From the entries below, list each line with "styles".
───
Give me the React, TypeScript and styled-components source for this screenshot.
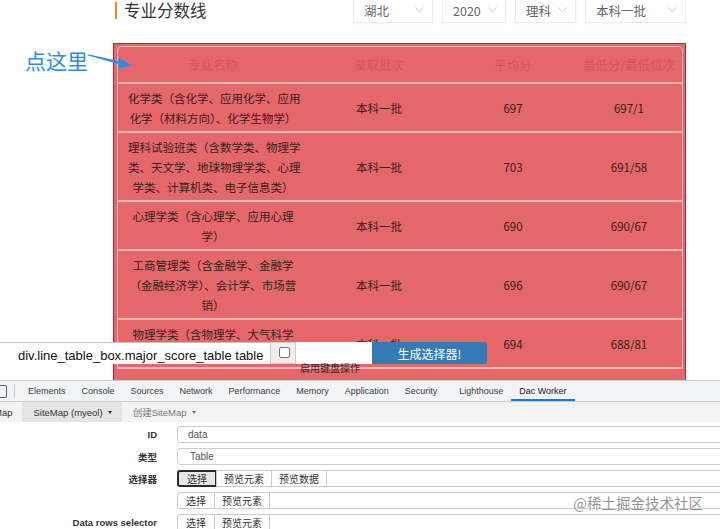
import React from 'react';
import styled, { createGlobalStyle } from 'styled-components';

const CJK = `"Microsoft YaHei", "Noto Sans CJK SC", sans-serif`;
const UI = `"Liberation Sans", Arial, "Noto Sans CJK SC", sans-serif`;

const GlobalStyle = createGlobalStyle`
  html, body {
    margin: 0;
    padding: 0;
    background: #fff;
  }
  body {
    font-family: ${CJK};
  }
`;

type ScoreRow = {
  major: string[];
  batch: string;
  avg: string;
  min: string;
};

const filters = [
  { label: '湖北', width: 80 },
  { label: '2020', width: 64 },
  { label: '理科', width: 61 },
  { label: '本科一批', width: 101 }
];

const rows: ScoreRow[] = [
  { major: ['化学类（含化学、应用化学、应用', '化学（材料方向）、化学生物学）'], batch: '本科一批', avg: '697', min: '697/1' },
  { major: ['理科试验班类（含数学类、物理学', '类、天文学、地球物理学类、心理', '学类、计算机类、电子信息类）'], batch: '本科一批', avg: '703', min: '691/58' },
  { major: ['心理学类（含心理学、应用心理', '学）'], batch: '本科一批', avg: '690', min: '690/67' },
  { major: ['工商管理类（含金融学、金融学', '（金融经济学）、会计学、市场营', '销）'], batch: '本科一批', avg: '696', min: '690/67' },
  { major: ['物理学类（含物理学、大气科学', '类）'], batch: '本科一批', avg: '694', min: '688/81' }
];

const tabs = ['Elements', 'Console', 'Sources', 'Network', 'Performance', 'Memory', 'Application', 'Security', 'Lighthouse', 'Dac Worker'];

const Page = styled.div`
  position: relative;
  width: 720px;
  height: 529px;
  overflow: hidden;
  display: flex;
  flex-direction: column;
  background: #fff;
`;

const Viewport = styled.div`
  position: relative;
  flex: 0 0 380px;
  overflow: hidden;
`;

const Content = styled.div`
  width: 573px;
  margin-left: 113px;
`;

const TitleRow = styled.div`
  display: flex;
  align-items: flex-start;
  height: 23px;
`;

const Title = styled.h2`
  margin: 2px 0 0 2px;
  padding-left: 7px;
  border-left: 2px solid #f5871f;
  height: 17px;
  line-height: 17px;
  font-family: ${CJK};
  font-size: 16.5px;
  font-weight: 400;
  color: #333;
`;

const Filters = styled.div`
  display: flex;
  gap: 9px;
  margin: -7px 0 0 auto;
`;

const Filter = styled.div<{ $w: number }>`
  width: ${p => p.$w}px;
  height: 30px;
  box-sizing: border-box;
  display: flex;
  align-items: flex-end;
  justify-content: space-between;
  padding: 0 8px 3px 10px;
  border: 1px solid #ececec;
  box-shadow: 0 1px 2px rgba(0, 0, 0, 0.04);
  font-family: ${CJK};
  font-size: 12.5px;
  line-height: 16px;
  color: #666;
`;

const Chevron = () => (
  <svg width="9" height="6" viewBox="0 0 9 6" style={{ marginBottom: 6 }}>
    <path d="M0.5 0.5 L4.5 5 L8.5 0.5" fill="none" stroke="#c4c4c4" strokeWidth="0.9" />
  </svg>
);

const TableBox = styled.div`
  margin-top: 20px;
  border: 1px solid #b8252c;
  padding: 2px 2px 30px 3px;
  background: #e4676a;
`;

const Grid = styled.table`
  width: 566px;
  table-layout: fixed;
  border-collapse: separate;
  border-spacing: 0;
  border: 1px solid rgba(255, 225, 225, 0.7);
  border-bottom: 2px solid #f3b8b8;
  border-radius: 5px 5px 0 0;
  font-family: ${CJK};
`;

const HeadCell = styled.th`
  height: 35px;
  padding: 0 4px;
  font-size: 12.5px;
  font-weight: 400;
  white-space: nowrap;
  color: rgba(150, 40, 44, 0.26);
  text-align: center;
`;

const Cell = styled.td`
  padding: 4px 10px 3px;
  border-top: 2px solid #f3b8b8;
  font-size: 11.5px;
  line-height: 20px;
  color: #3a2020;
  text-align: center;
  vertical-align: middle;
`;

const Line = styled.div`
  white-space: nowrap;
`;

const Callout = styled.div`
  position: absolute;
  left: 25px;
  top: 47px;
  display: flex;
  align-items: flex-start;
  font-family: ${CJK};
  font-size: 21px;
  line-height: 26px;
  color: #2b8de6;
`;

const SelectorBar = styled.div`
  position: absolute;
  left: 0;
  top: 342px;
  display: flex;
  flex-direction: column;
`;

const BarRow = styled.div`
  display: flex;
  height: 22px;
`;

const PathField = styled.div`
  width: 270px;
  box-sizing: border-box;
  background: #fff;
  border-top: 1px solid #b9c3cc;
  padding: 5px 0 0 18px;
  font-family: ${UI};
  font-size: 13px;
  line-height: 15px;
  color: #111;
  white-space: nowrap;
  overflow: hidden;
`;

const CheckCell = styled.div`
  width: 26px;
  box-sizing: border-box;
  background: #eee;
  border: 1px solid #ccc;
  padding: 4px 0 0 8px;
`;

const CheckBox = styled.span`
  display: block;
  width: 9px;
  height: 9px;
  border: 1px solid #767676;
  border-radius: 2px;
  background: #fff;
`;

const BlankField = styled.div`
  width: 76px;
  background: #fff;
`;

const GenerateButton = styled.div`
  width: 115px;
  display: flex;
  align-items: center;
  justify-content: center;
  background: #337ab7;
  border-radius: 0 3px 3px 0;
  font-family: ${CJK};
  font-size: 12px;
  color: #fff;
`;

const Hint = styled.div`
  padding-left: 300px;
  font-family: ${CJK};
  font-size: 10px;
  line-height: 10px;
  margin-top: -1px;
  color: #3a2525;
`;

const DevTools = styled.div`
  flex: 1;
  display: flex;
  flex-direction: column;
  background: #fff;
  font-family: ${UI};
`;

const TabBar = styled.div`
  height: 22px;
  box-sizing: border-box;
  display: flex;
  align-items: stretch;
  background: #f1f3f4;
  border-top: 1px solid #cbcdd1;
  border-bottom: 1px solid #cbcdd1;
`;

const InspectIcon = styled.span`
  align-self: center;
  width: 9px;
  height: 11px;
  margin-left: -4px;
  border: 1px solid #5f6368;
  border-radius: 2px;
`;

const Divider = styled.span`
  align-self: center;
  width: 1px;
  height: 14px;
  margin: 0 5px 0 7px;
  background: #cbcdd1;
`;

const Tab = styled.div<{ $active?: boolean; $spaced?: boolean }>`
  display: flex;
  align-items: center;
  padding: 0 8px;
  margin-left: ${p => (p.$spaced ? '6px' : '0')};
  font-size: 9px;
  color: ${p => (p.$active ? '#202124' : '#3c4043')};
  box-shadow: ${p => (p.$active ? 'inset 0 -2px 0 #1a73e8' : 'none')};
`;

const SubBar = styled.div`
  height: 20px;
  display: flex;
  align-items: stretch;
  background: #f3f3f3;
`;

const NavItem = styled.div<{ $active?: boolean; $muted?: boolean }>`
  display: flex;
  align-items: center;
  gap: 5px;
  padding: 0 10px 0 11px;
  font-family: ${UI};
  font-size: 9.5px;
  color: ${p => (p.$muted ? '#777' : '#333')};
  background: ${p => (p.$active ? '#e4e4e4' : 'transparent')};
  &:first-child {
    margin-left: -6px;
    padding: 0 10px 0 0;
  }
`;

const Caret = styled.span`
  width: 0;
  height: 0;
  border-top: 3px solid currentColor;
  border-left: 2.5px solid transparent;
  border-right: 2.5px solid transparent;
`;

const Form = styled.div`
  display: flex;
  flex-direction: column;
  gap: 5px;
  padding-top: 4px;
`;

const FormRow = styled.div`
  display: flex;
  align-items: center;
  height: 17px;
`;

const Label = styled.div`
  width: 157px;
  margin-right: 20px;
  text-align: right;
  font-family: ${UI};
  font-size: 9.5px;
  font-weight: 700;
  color: #333;
  white-space: nowrap;
`;

const Field = styled.div<{ $indent?: number }>`
  flex: 1;
  height: 17px;
  box-sizing: border-box;
  margin-right: -6px;
  padding-left: ${p => p.$indent ?? 10}px;
  display: flex;
  align-items: center;
  border: 1px solid #ccc;
  border-radius: 3px;
  font-family: ${UI};
  font-size: 10px;
  color: #555;
`;

const ButtonGroup = styled.div`
  flex: 1;
  display: flex;
  height: 17px;
  margin-right: -6px;
`;

const GroupButton = styled.div<{ $focused?: boolean }>`
  display: flex;
  align-items: center;
  box-sizing: border-box;
  padding: 0 7px;
  margin-right: -1px;
  border: ${p => (p.$focused ? '2px solid #2b2b2b' : '1px solid #ccc')};
  border-radius: ${p => (p.$focused ? '3px' : '0')};
  background: ${p => (p.$focused ? '#e6e6e6' : '#fff')};
  font-family: ${CJK};
  font-size: 10px;
  color: #333;
  &:first-child {
    border-radius: 3px 0 0 3px;
    padding: 0 8px;
  }
`;

const GroupField = styled.div`
  flex: 1;
  border: 1px solid #ccc;
  border-radius: 0 3px 3px 0;
`;

const Watermark = styled.div`
  position: absolute;
  right: 17px;
  bottom: 16px;
  font-family: ${CJK};
  font-size: 14.5px;
  color: rgba(120, 120, 120, 0.8);
  text-shadow: 0 0 1px #fff;
`;

const SelectorButtons: React.FC<{ preview?: boolean; focused?: boolean }> = ({ preview, focused }) => (
  <ButtonGroup>
    <GroupButton $focused={focused}>选择</GroupButton>
    <GroupButton>预览元素</GroupButton>
    {preview && <GroupButton>预览数据</GroupButton>}
    <GroupField />
  </ButtonGroup>
);

export default function App() {
  return (
    <>
      <GlobalStyle />
      <Page>
        <Viewport>
          <Content>
            <TitleRow>
              <Title>专业分数线</Title>
              <Filters>
                {filters.map(f => (
                  <Filter key={f.label} $w={f.width}>
                    <span>{f.label}</span>
                    <Chevron />
                  </Filter>
                ))}
              </Filters>
            </TitleRow>

            <TableBox>
              <Grid>
                <colgroup>
                  <col style={{ width: 190 }} />
                  <col style={{ width: 142 }} />
                  <col style={{ width: 126 }} />
                  <col style={{ width: 106 }} />
                </colgroup>
                <thead>
                  <tr>
                    <HeadCell>专业名称</HeadCell>
                    <HeadCell>录取批次</HeadCell>
                    <HeadCell>平均分</HeadCell>
                    <HeadCell>最低分/最低位次</HeadCell>
                  </tr>
                </thead>
                <tbody>
                  {rows.map(r => (
                    <tr key={r.major[0]}>
                      <Cell>
                        {r.major.map(l => (
                          <Line key={l}>{l}</Line>
                        ))}
                      </Cell>
                      <Cell>{r.batch}</Cell>
                      <Cell>{r.avg}</Cell>
                      <Cell>{r.min}</Cell>
                    </tr>
                  ))}
                </tbody>
              </Grid>
            </TableBox>
          </Content>

          <Callout>
            点这里
            <svg width="46" height="22" viewBox="0 0 46 22" style={{ marginTop: 5 }}>
              <polygon points="0,2.2 33,9.6 32.4,12.6 0,3.6" fill="#2b8de6" />
              <polygon points="31,5.5 44,13.5 30,17" fill="#2b8de6" />
            </svg>
          </Callout>

          <SelectorBar>
            <BarRow>
              <PathField>div.line_table_box.major_score_table table</PathField>
              <CheckCell>
                <CheckBox />
              </CheckCell>
              <BlankField />
              <GenerateButton>生成选择器!</GenerateButton>
            </BarRow>
            <Hint>启用键盘操作</Hint>
          </SelectorBar>
        </Viewport>

        <DevTools>
          <TabBar>
            <InspectIcon />
            <Divider />
            {tabs.map(t => (
              <Tab key={t} $active={t === 'Dac Worker'} $spaced={t === 'Lighthouse'}>
                {t}
              </Tab>
            ))}
          </TabBar>
          <SubBar>
            <NavItem>Map</NavItem>
            <NavItem $active>
              SiteMap (myeol) <Caret />
            </NavItem>
            <NavItem $muted>
              创建SiteMap <Caret />
            </NavItem>
          </SubBar>
          <Form>
            <FormRow>
              <Label>ID</Label>
              <Field>data</Field>
            </FormRow>
            <FormRow>
              <Label>类型</Label>
              <Field $indent={12}>Table</Field>
            </FormRow>
            <FormRow>
              <Label>选择器</Label>
              <SelectorButtons preview focused />
            </FormRow>
            <FormRow>
              <Label />
              <SelectorButtons />
            </FormRow>
            <FormRow>
              <Label>Data rows selector</Label>
              <SelectorButtons />
            </FormRow>
          </Form>
        </DevTools>

        <Watermark>@稀土掘金技术社区</Watermark>
      </Page>
    </>
  );
}
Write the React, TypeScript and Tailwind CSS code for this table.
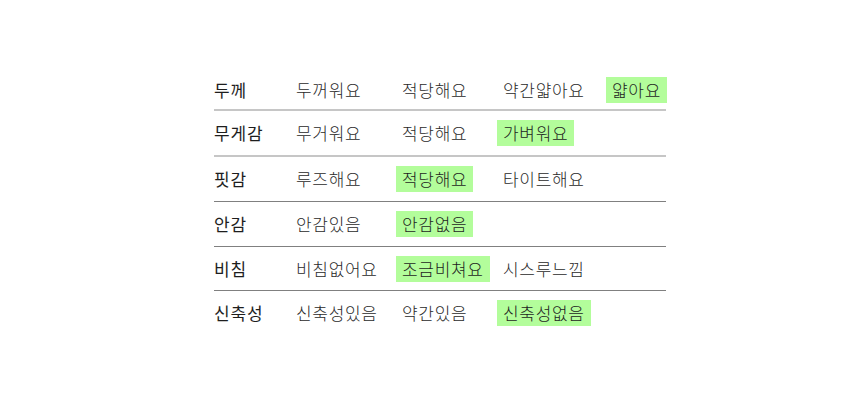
type Row = {
  label: string
  options: string[]
  selected: number
  rowClass: string
}

const ROWS: Row[] = [
  { label: "두께", options: ["두꺼워요", "적당해요", "약간얇아요", "얇아요"], selected: 3, rowClass: "h-[40px] border-b-2 border-[#c6c6c6]" },
  { label: "무게감", options: ["무거워요", "적당해요", "가벼워요"], selected: 2, rowClass: "h-[46px] border-b-2 border-[#c6c6c6]" },
  { label: "핏감", options: ["루즈해요", "적당해요", "타이트해요"], selected: 1, rowClass: "h-[45px] border-b border-[#808080]" },
  { label: "안감", options: ["안감있음", "안감없음"], selected: 1, rowClass: "h-[45px] border-b border-[#808080]" },
  { label: "비침", options: ["비침없어요", "조금비쳐요", "시스루느낌"], selected: 1, rowClass: "h-[44px] border-b border-[#808080]" },
  { label: "신축성", options: ["신축성있음", "약간있음", "신축성없음"], selected: 2, rowClass: "h-[44px]" },
]

export default function App() {
  return (
    <div
      className="w-[860px] h-[400px] bg-white pl-[214px] pt-[71px]"
      style={{ fontFamily: '"Noto Sans CJK KR", "Noto Sans", sans-serif' }}
    >
      <div className="w-[452px] flex flex-col">
        {ROWS.map((row) => (
          <div
            key={row.label}
            className={`grid grid-cols-[76px_106px_101px_109px_60px] items-center ${row.rowClass}`}
          >
            <span className="text-[17px] leading-[26px] tracking-[0.8px] font-normal text-[#1e1e1e]">{row.label}</span>
            {row.options.map((opt, i) => (
              <span key={opt} className="flex">
                <span
                  className={
                    i === row.selected
                      ? "px-[6px] text-[17px] leading-[26px] tracking-[0.7px] font-light text-[#1e1e1e] bg-[#b3fd9b] whitespace-nowrap"
                      : "px-[6px] text-[17px] leading-[26px] tracking-[0.7px] font-light text-[#2a2a2a] whitespace-nowrap"
                  }
                >
                  {opt}
                </span>
              </span>
            ))}
          </div>
        ))}
      </div>
    </div>
  )
}
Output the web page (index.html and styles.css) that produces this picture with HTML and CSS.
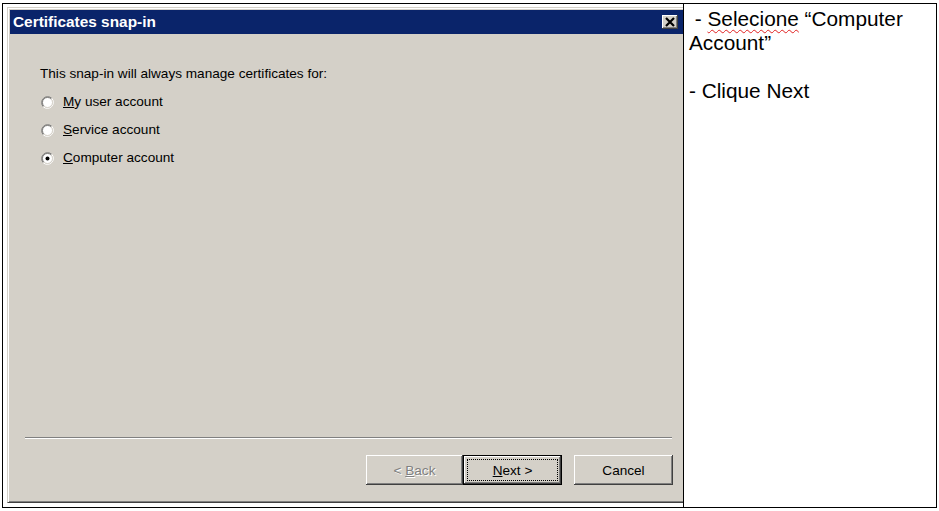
FILE: index.html
```html
<!DOCTYPE html>
<html lang="pt">
<head>
<meta charset="utf-8">
<title>Certificates snap-in</title>
<link rel="stylesheet" href="styles.css">
</head>
<body>
<div class="doc-table">
  <div class="cell cell-shot">
    <div class="dialog">
      <div class="titlebar">
        <span class="title">Certificates snap-in</span>
        <span class="close-btn">
          <svg width="16" height="14" viewBox="0 0 16 14"><path d="M4 3 L12 11 M12 3 L4 11" stroke="#000" stroke-width="2.2" fill="none"/></svg>
        </span>
      </div>
      <div class="body">
        <div class="prompt">This snap-in will always manage certificates for:</div>
        <div class="radio-row">
          <svg class="radio" width="13" height="13" viewBox="0 0 13 13"><circle cx="6.5" cy="6.5" r="5" fill="#fff"/><path d="M10.74 2.26 A6 6 0 0 0 2.26 10.74" stroke="#808080" fill="none"/><path d="M2.26 10.74 A6 6 0 0 0 10.74 2.26" stroke="#fff" fill="none"/><path d="M10.04 2.96 A5 5 0 0 0 2.96 10.04" stroke="#404040" fill="none" stroke-opacity=".55"/><path d="M2.96 10.04 A5 5 0 0 0 10.04 2.96" stroke="#d4d0c8" fill="none"/></svg>
          <span class="label"><u>M</u>y user account</span>
        </div>
        <div class="radio-row">
          <svg class="radio" width="13" height="13" viewBox="0 0 13 13"><circle cx="6.5" cy="6.5" r="5" fill="#fff"/><path d="M10.74 2.26 A6 6 0 0 0 2.26 10.74" stroke="#808080" fill="none"/><path d="M2.26 10.74 A6 6 0 0 0 10.74 2.26" stroke="#fff" fill="none"/><path d="M10.04 2.96 A5 5 0 0 0 2.96 10.04" stroke="#404040" fill="none" stroke-opacity=".55"/><path d="M2.96 10.04 A5 5 0 0 0 10.04 2.96" stroke="#d4d0c8" fill="none"/></svg>
          <span class="label"><u>S</u>ervice account</span>
        </div>
        <div class="radio-row">
          <svg class="radio" width="13" height="13" viewBox="0 0 13 13"><circle cx="6.5" cy="6.5" r="5" fill="#fff"/><path d="M10.74 2.26 A6 6 0 0 0 2.26 10.74" stroke="#808080" fill="none"/><path d="M2.26 10.74 A6 6 0 0 0 10.74 2.26" stroke="#fff" fill="none"/><path d="M10.04 2.96 A5 5 0 0 0 2.96 10.04" stroke="#404040" fill="none" stroke-opacity=".55"/><path d="M2.96 10.04 A5 5 0 0 0 10.04 2.96" stroke="#d4d0c8" fill="none"/><circle cx="6.5" cy="6.5" r="2" fill="#000"/></svg>
          <span class="label"><u>C</u>omputer account</span>
        </div>
      </div>
      <div class="separator"></div>
      <div class="buttons">
        <span class="btn btn-back"><span class="btn-text">&lt; <u>B</u>ack</span></span>
        <span class="btn btn-next"><span class="btn-text"><u>N</u>ext &gt;</span></span>
        <span class="btn btn-cancel"><span class="btn-text">Cancel</span></span>
      </div>
    </div>
  </div>
  <div class="cell cell-notes">
    <p class="note">&nbsp;- <span class="spell">Selecione</span> “Computer Account”</p>
    <p class="note note-gap">- Clique Next</p>
  </div>
</div>
</body>
</html>
```

FILE: styles.css
```css
html, body {
  margin: 0;
  padding: 0;
  background: #fff;
}

.doc-table {
  margin: 3px 0 0 2px;
  width: 935px;
  height: 505px;
  box-sizing: border-box;
  border: 1px solid #000;
  display: grid;
  grid-template-columns: 681px 1fr;
}

.cell-shot {
  border-right: 1px solid #000;
  padding: 3px 0 4px 4px;
  display: flex;
}

.dialog {
  flex: 1;
  display: flex;
  flex-direction: column;
  background: #d4d0c8;
  border-top: 1px solid #d4d0c8;
  border-left: 1px solid #d4d0c8;
  border-bottom: 1px solid #404040;
  box-shadow: inset 1px 1px #fff, inset 0 -1px #808080;
  padding: 2px 0 2px 2px;
  font-family: "Liberation Sans", Arial, sans-serif;
  font-size: 13.6px;
  color: #000;
}

.titlebar {
  height: 24px;
  flex: none;
  background: #0a246a;
  display: flex;
  align-items: center;
  justify-content: space-between;
  padding: 0 5px 0 3px;
}

.title {
  color: #fff;
  font-weight: bold;
  font-size: 15.4px;
}

.close-btn {
  width: 16px;
  height: 14px;
  background: #d4d0c8;
  box-shadow: inset -1px -1px #404040, inset 1px 1px #fff, inset -2px -2px #808080, inset 2px 2px #d4d0c8;
  display: flex;
}

.body {
  flex: 1;
  display: flex;
  flex-direction: column;
  gap: 12px;
  padding: 32px 0 0 30px;
}

.prompt {
  height: 16px;
  line-height: 16px;
}

.radio-row {
  height: 16px;
  display: flex;
  align-items: center;
  gap: 9px;
  padding-left: 1px;
}

.radio {
  flex: none;
}

.label {
  line-height: 16px;
}

.separator {
  flex: none;
  height: 0;
  border-top: 1px solid #808080;
  border-bottom: 1px solid #fff;
  margin: 0 11px 0 15px;
}

.buttons {
  flex: none;
  display: flex;
  justify-content: flex-end;
  padding: 16px 10px 15px 0;
}

.btn {
  position: relative;
  box-sizing: border-box;
  height: 30px;
  display: flex;
  align-items: center;
  justify-content: center;
  background: #d4d0c8;
  box-shadow: inset -1px -1px #404040, inset 1px 1px #fff, inset -2px -2px #808080, inset 2px 2px #d4d0c8;
}

.btn-text {
  white-space: pre;
}

.btn-back {
  width: 97px;
  color: #808080;
  text-shadow: 1px 1px #fff;
}

.btn-next {
  width: 99px;
  border: 1px solid #000;
}

.btn-next::after {
  content: "";
  position: absolute;
  inset: 3px;
  border: 1px dotted #000;
}

.btn-cancel {
  width: 99px;
  margin-left: 12px;
}

.cell-notes {
  padding: 3px 5px 0 5px;
  font-family: "Liberation Sans", Arial, sans-serif;
  font-size: 20.8px;
  line-height: 24px;
  color: #000;
}

.note {
  margin: 0;
}

.note-gap {
  margin-top: 24px;
}

.spell {
  text-decoration: underline wavy #e02020;
  text-decoration-thickness: 1px;
  text-underline-offset: 3px;
}
```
───
**FINISHED ANSWER**
Output the web page (index.html and styles.css) that produces this picture with HTML and CSS.
<link rel="stylesheet" href="styles.css">
FILE: styles.css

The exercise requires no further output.